Decryption of many of these papers is still to occur.

The School Of Night

Cloaked in secrecy, a clandestine group that matches the characteristics of the School of Night is known to have met during the latter part of Elizabeth I’s reign. Writing in 1592, the Jesuit priest Robert Persons expressly referred to this society that included Sir Walter Raleigh and Christopher Marlowe, branding them ‘The School of Atheism’ in accusation of the apparent topic of conversations that took place. As mentioned of Dee, some exiled Catholics in Antwerp made a similar accusation.

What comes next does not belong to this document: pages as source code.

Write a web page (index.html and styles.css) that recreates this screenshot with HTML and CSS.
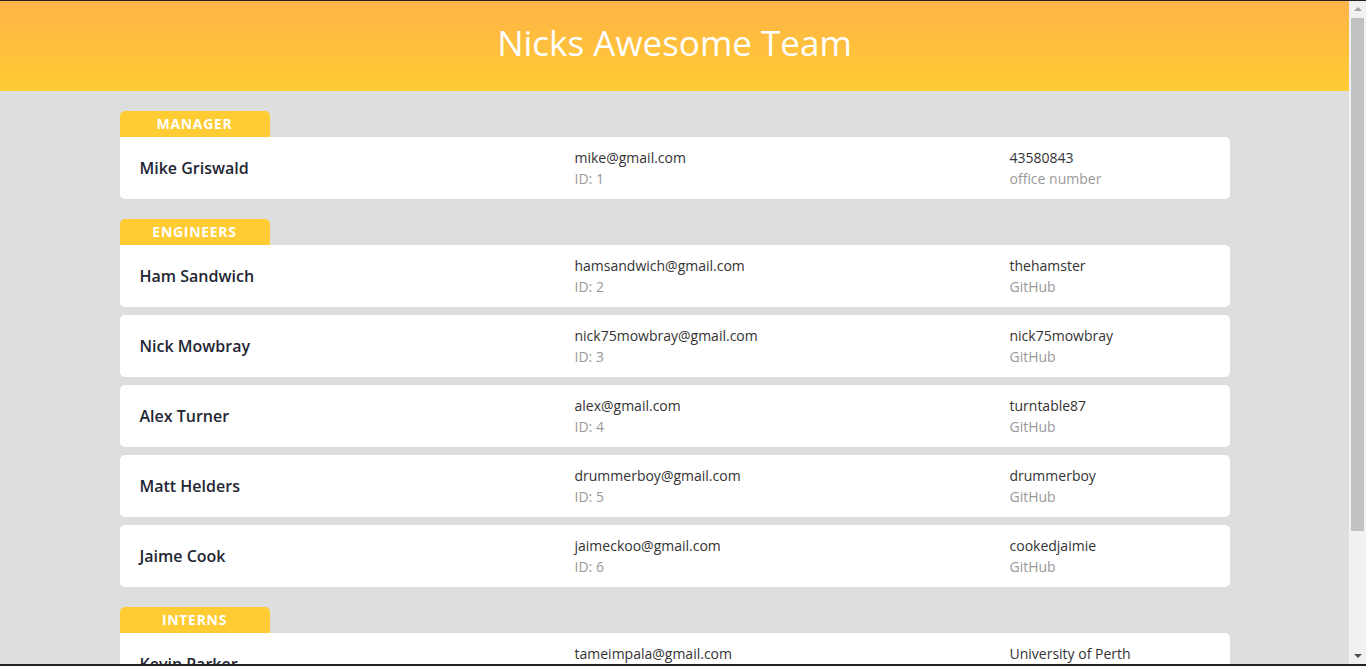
FILE: index.html
```html
<!DOCTYPE html>
<html lang="en">
<head>
<meta charset="utf-8">
<title>Nicks Awesome Team</title>
<link rel="stylesheet" href="styles.css">
</head>
<body>
<div class="frame-top"></div>
<div class="scrollbar">
  <div class="sb-arrow sb-up"></div>
  <div class="sb-thumb"></div>
  <div class="sb-arrow sb-down"></div>
</div>
<div class="page">
  <header class="hero">
    <h1 class="hero-title">Nicks Awesome Team</h1>
  </header>
  <main class="container">
    <section class="group">
      <div class="badge">Manager</div>
      <div class="card first">
        <div class="name">Mike Griswald</div>
        <div class="col"><div class="main">mike@gmail.com</div><div class="sub">ID: 1</div></div>
        <div class="col"><div class="main">43580843</div><div class="sub">office number</div></div>
      </div>
    </section>
    <section class="group">
      <div class="badge">Engineers</div>
      <div class="card first">
        <div class="name">Ham Sandwich</div>
        <div class="col"><div class="main">hamsandwich@gmail.com</div><div class="sub">ID: 2</div></div>
        <div class="col"><div class="main">thehamster</div><div class="sub">GitHub</div></div>
      </div>
      <div class="card">
        <div class="name">Nick Mowbray</div>
        <div class="col"><div class="main">nick75mowbray@gmail.com</div><div class="sub">ID: 3</div></div>
        <div class="col"><div class="main">nick75mowbray</div><div class="sub">GitHub</div></div>
      </div>
      <div class="card">
        <div class="name">Alex Turner</div>
        <div class="col"><div class="main">alex@gmail.com</div><div class="sub">ID: 4</div></div>
        <div class="col"><div class="main">turntable87</div><div class="sub">GitHub</div></div>
      </div>
      <div class="card">
        <div class="name">Matt Helders</div>
        <div class="col"><div class="main">drummerboy@gmail.com</div><div class="sub">ID: 5</div></div>
        <div class="col"><div class="main">drummerboy</div><div class="sub">GitHub</div></div>
      </div>
      <div class="card">
        <div class="name">Jaime Cook</div>
        <div class="col"><div class="main">jaimeckoo@gmail.com</div><div class="sub">ID: 6</div></div>
        <div class="col"><div class="main">cookedjaimie</div><div class="sub">GitHub</div></div>
      </div>
    </section>
    <section class="group">
      <div class="badge">Interns</div>
      <div class="card first">
        <div class="name">Kevin Parker</div>
        <div class="col"><div class="main">tameimpala@gmail.com</div><div class="sub">ID: 7</div></div>
        <div class="col"><div class="main">University of Perth</div><div class="sub">school</div></div>
      </div>
    </section>
  </main>
</div>
<div class="frame-bottom"></div>
</body>
</html>
```

FILE: styles.css
```css
* { box-sizing: border-box; }
html, body { margin: 0; padding: 0; }
body {
  background: #dedede;
  font-family: "Open Sans", "Liberation Sans", sans-serif;
  color: #212529;
}
.frame-top {
  position: fixed; top: 0; left: 0; right: 0; height: 1px;
  background: #222; z-index: 10;
}
.frame-bottom {
  position: fixed; bottom: 0; left: 0; right: 0; height: 2px;
  background: #222; z-index: 10;
}
.scrollbar {
  position: fixed; top: 1px; right: 0; bottom: 2px; width: 17px;
  background: #f1f1f1; z-index: 9;
  display: flex; flex-direction: column; align-items: center;
}
.sb-arrow {
  width: 0; height: 0;
  border-left: 4px solid transparent;
  border-right: 4px solid transparent;
}
.sb-up { border-bottom: 4px solid #a3a3a3; margin-top: 6px; }
.sb-down { border-top: 4px solid #505050; margin-top: auto; margin-bottom: 6px; }
.sb-thumb {
  width: 13px; height: 513px; margin-top: 7px;
  background: #c1c1c1;
}
.page { margin-right: 17px; }
.hero {
  height: 91px;
  padding-top: 1px;
  padding-bottom: 6px;
  background: linear-gradient(to bottom, #ffb347, #ffcc33);
  display: flex;
  align-items: center;
  justify-content: center;
}
.hero-title {
  margin: 0;
  color: #fff;
  font-weight: 400;
  font-size: 35px;
  line-height: 1.2;
}
.container {
  width: 1110px;
  margin: 0 auto;
  padding-top: 20px;
  padding-bottom: 40px;
}
.group { margin-bottom: 20px; }
.badge {
  width: 150px;
  height: 26px;
  background: #ffcc33;
  color: #fff;
  border-radius: 5px 5px 0 0;
  text-transform: uppercase;
  font-weight: 700;
  font-size: 14px;
  letter-spacing: 0.7px;
  text-align: center;
  line-height: 26px;
}
.card {
  background: #fff;
  border-radius: 5px;
  height: 62px;
  padding: 0 20px;
  display: grid;
  grid-template-columns: 435px 435px 1fr;
  align-items: center;
  margin-top: 8px;
}
.card.first {
  margin-top: 0;
  border-top-left-radius: 0;
}
.name {
  font-size: 16px;
  font-weight: 600;
  color: #1f2633;
}
.col { font-size: 14px; line-height: 21px; }
.main { color: #333; }
.sub { color: #999; }
```
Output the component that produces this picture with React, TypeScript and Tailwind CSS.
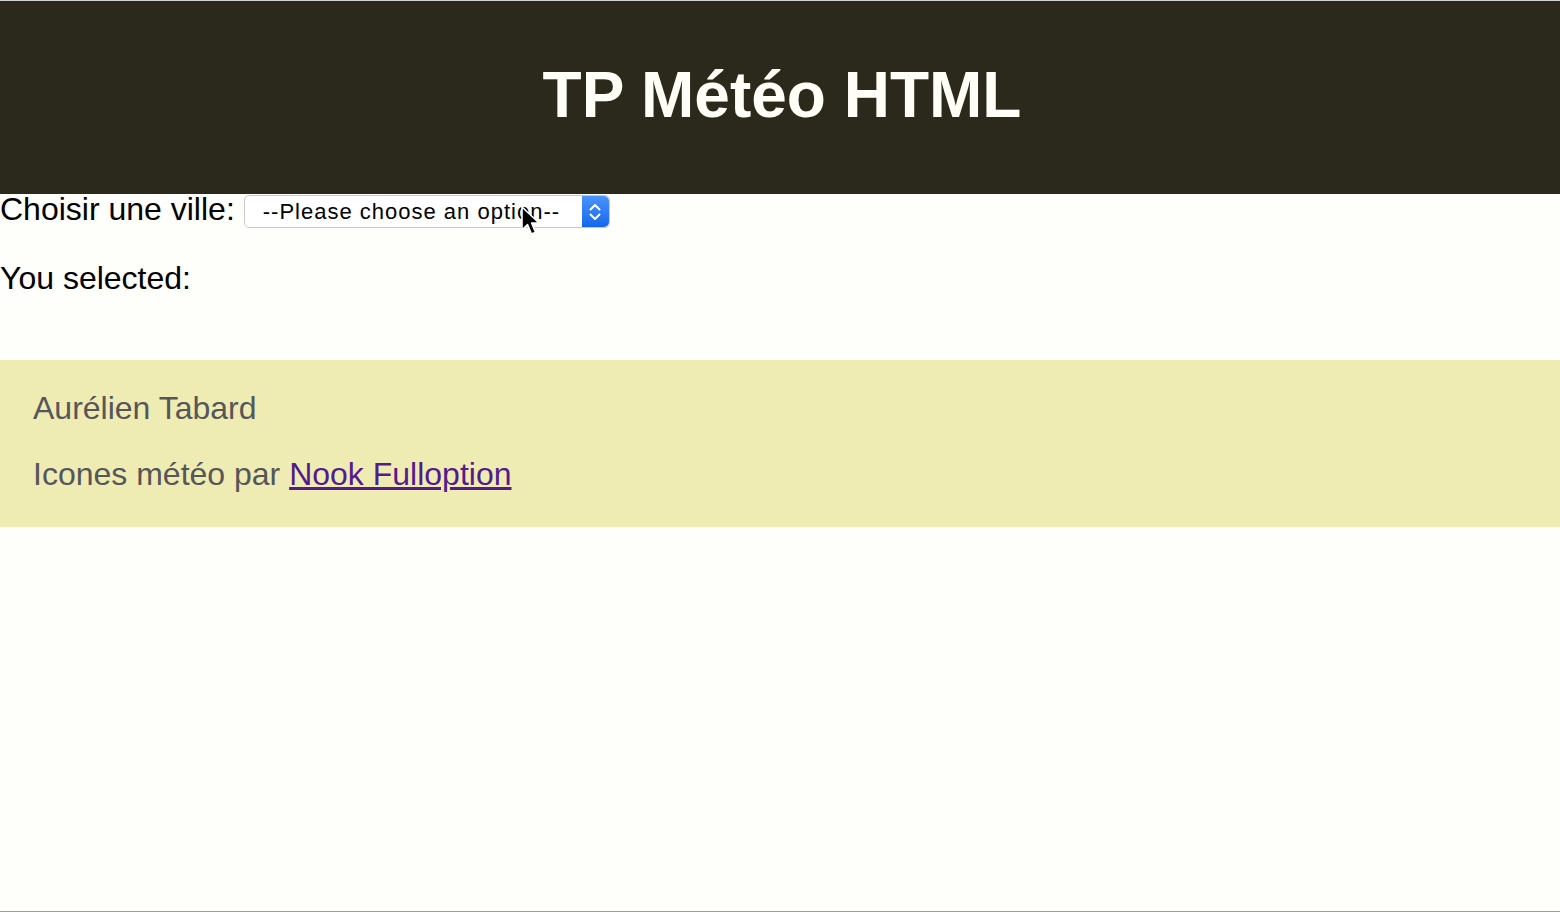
import React from "react";

function Stepper() {
  return (
    <div className="flex h-full w-[27px] flex-col items-center justify-center gap-[2px] rounded-r-[5px] bg-gradient-to-b from-[#4a94fb] to-[#1466ee]">
      <svg width="12" height="8" viewBox="0 0 12 8" fill="none">
        <path d="M1.5 6.5 L6 2 L10.5 6.5" stroke="white" strokeWidth="2" strokeLinecap="round" strokeLinejoin="round" />
      </svg>
      <svg width="12" height="8" viewBox="0 0 12 8" fill="none">
        <path d="M1.5 1.5 L6 6 L10.5 1.5" stroke="white" strokeWidth="2" strokeLinecap="round" strokeLinejoin="round" />
      </svg>
    </div>
  );
}

function Cursor() {
  return (
    <svg
      className="absolute left-[521px] top-[12px]"
      width="22"
      height="32"
      viewBox="0 0 22 32"
    >
      <path
        d="M1 1 L1 24 L6.5 18.5 L10.5 28 L14.5 26.3 L10.6 17 L18 17 Z"
        fill="black"
        stroke="white"
        strokeWidth="1.6"
        strokeLinejoin="round"
      />
    </svg>
  );
}

export default function App() {
  return (
    <div className="h-[912px] w-full border-t border-b border-t-[#d2d2d2] border-b-[#9c9c9c] bg-[#fefefb] font-['Liberation_Sans',Arial,sans-serif] text-black">
      {/* header */}
      <header className="flex h-[193px] justify-center bg-[#2a291c] pt-[62px]">
        <h1 className="pl-[4px] text-[64px] font-bold leading-[64px] text-[#fffff8]">TP Météo HTML</h1>
      </header>

      {/* city picker */}
      <div className="relative flex items-start">
        <label className="text-[32px] leading-[31px]">Choisir une ville:</label>
        <div className="ml-[9px] mt-[1px] flex h-[33px] w-[366px] items-center justify-between rounded-[5px] border border-[#c9c9c9] bg-white pl-[18px]">
          <span className="text-[22px] tracking-[1px] text-black">--Please choose an option--</span>
          <Stepper />
        </div>
        <Cursor />
      </div>

      <p className="mt-[34px] text-[32px] leading-[32px]">You selected:</p>

      {/* footer */}
      <footer className="mt-[66px] bg-[#eeecb2] px-[33px] pb-[37px] pt-[32px] text-[32px] leading-[32px] text-[#56565a]">
        <p>Aurélien Tabard</p>
        <p className="mt-[34px]">
          Icones météo par{" "}
          <a href="#" className="text-[#551a8b] underline">
            Nook Fulloption
          </a>
        </p>
      </footer>
    </div>
  );
}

Of the group’s real name, little has come to light. Rather than representing any official title, a reference to the ‘School of Night’ comes from a line in Shakespeare’s Love’s Labour’s Lost, which some have speculated was a coded admittance of the society’s existence and that Shakespeare was a member.

That meetings of some kind did take place between Raleigh and other prominent statesmen of the day can be confirmed, albeit without any sinister connotations or political agenda. Atheism at the time was a serious charge and potentially could amount to treason. In addition to the name School of Night, it has been suggested the group used the caduceus as their logo and, as such, were also known in certain circles as ‘The Dragon Men’.

Canons Ashby House

Located in the county of Northamptonshire, the house has long been something of an enigma. Whether or not the basic room, located off the landing in the servants’ quarters that includes the strange wall symbols offers evidence a secret society met there is another matter. While coats of arms, including those belonging to Catesby, are easily found, other designs appear to concern stories from antiquity.

The room with the fresco mentioned in The Rosicrucian Prophecy also exists, as do the other areas of the house and grounds. The house, dating from around 1550, was famously the home of the Dryden family and is now cared for by the National Trust. A possible connection with the School of Night or its potential successors would make sense of the coats of arms, though this is unconfirmed.